At UC Davis, there were no winners, only losers.
In St. Louis, the cops came out on top with nary a molecule of capsaicin sprayed
The rest were advised to please continue to protest, over there on the sidewalk … and what happened next was the most absolutely brilliant piece of crowd control policing I have heard of in my entire lifetime.
All of the cops who weren’t busy transporting and processing the voluntary arrestees lined up, blocking the stairs down into the plaza. They stood shoulder to shoulder. They kept calm and silent. They positioned the weapons on their belts out of sight. They crossed their hands low in front of them, in exactly the least provocative posture known to man. And they peacefully, silently, respectfully occupied the plaza, using exactly the same non-violent resistance techniques that the protesters themselves had been trained in.
As Radley says
Instead of brute force, cunning and creativity. Low and behold, it worked. The Occupy encampment is gone. No one was sprayed or beaten. No horrifying photos or cell phone videos. No public funds spent defending lawsuits. No public relations nightmare. If it has to be done, this is how you do it.

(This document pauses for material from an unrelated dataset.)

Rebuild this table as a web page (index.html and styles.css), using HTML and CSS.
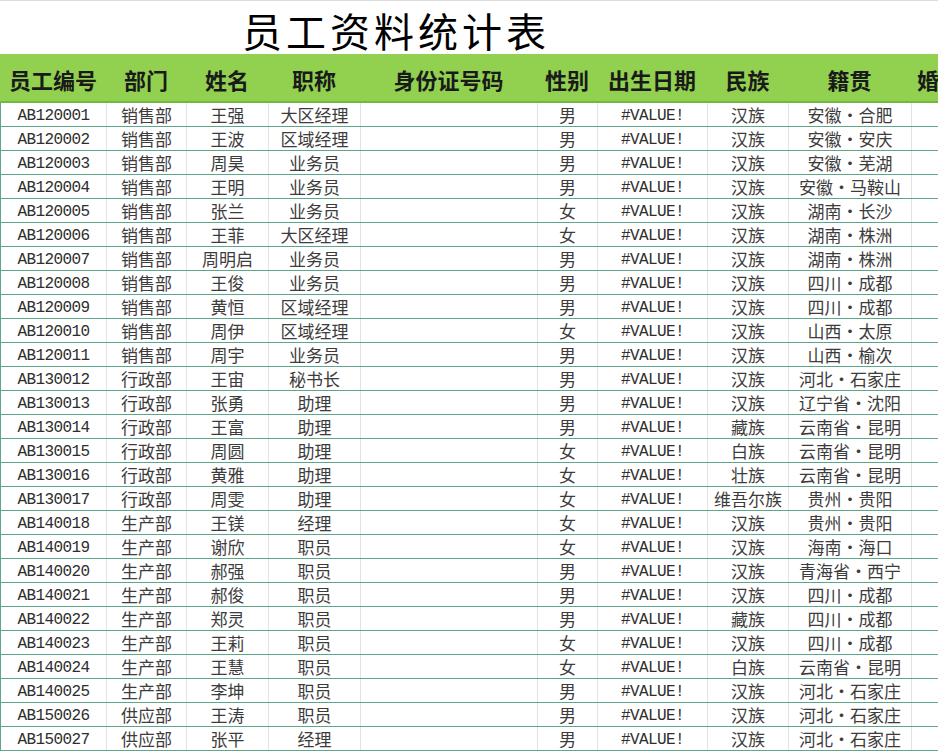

Of course, some of his commenters are outraged anyway – must be their only emotion – that The Man dared to keep the proletariat down like that, even if it was done nicely.
I hope this story is legitimate and that somewhere, there’s a police chief who’s starting to see the light. Us v. Them is not conducive to society.
Comments
One of the commenters there had an interesting thought on the evictions.
I think the police evictions of the OWS protestors around the country are a false flag. Basically, I think the protests were fisling out. Most were down to a 100 or so protestors and the weather keeps getting colder. I think someone in the national government who wants the protestors to be visible (not necessarily on their side, useful idiots and all that.) decided it was better for them to go out with a media bang rather then a wimper. This keeps OWS more viable politically. It also explains the spate of evictions as if they were called for from on high rather then just one or two fed up mayors and a few supportive mayors etc. as you would expect from local decisions.
It's certainly thought-provoking, and not something I can dismiss offhand as a crazy conspiracy theory.


Makes me wonder if they actually teach the Peelian principles at the academy if this kind of approach is considered novel.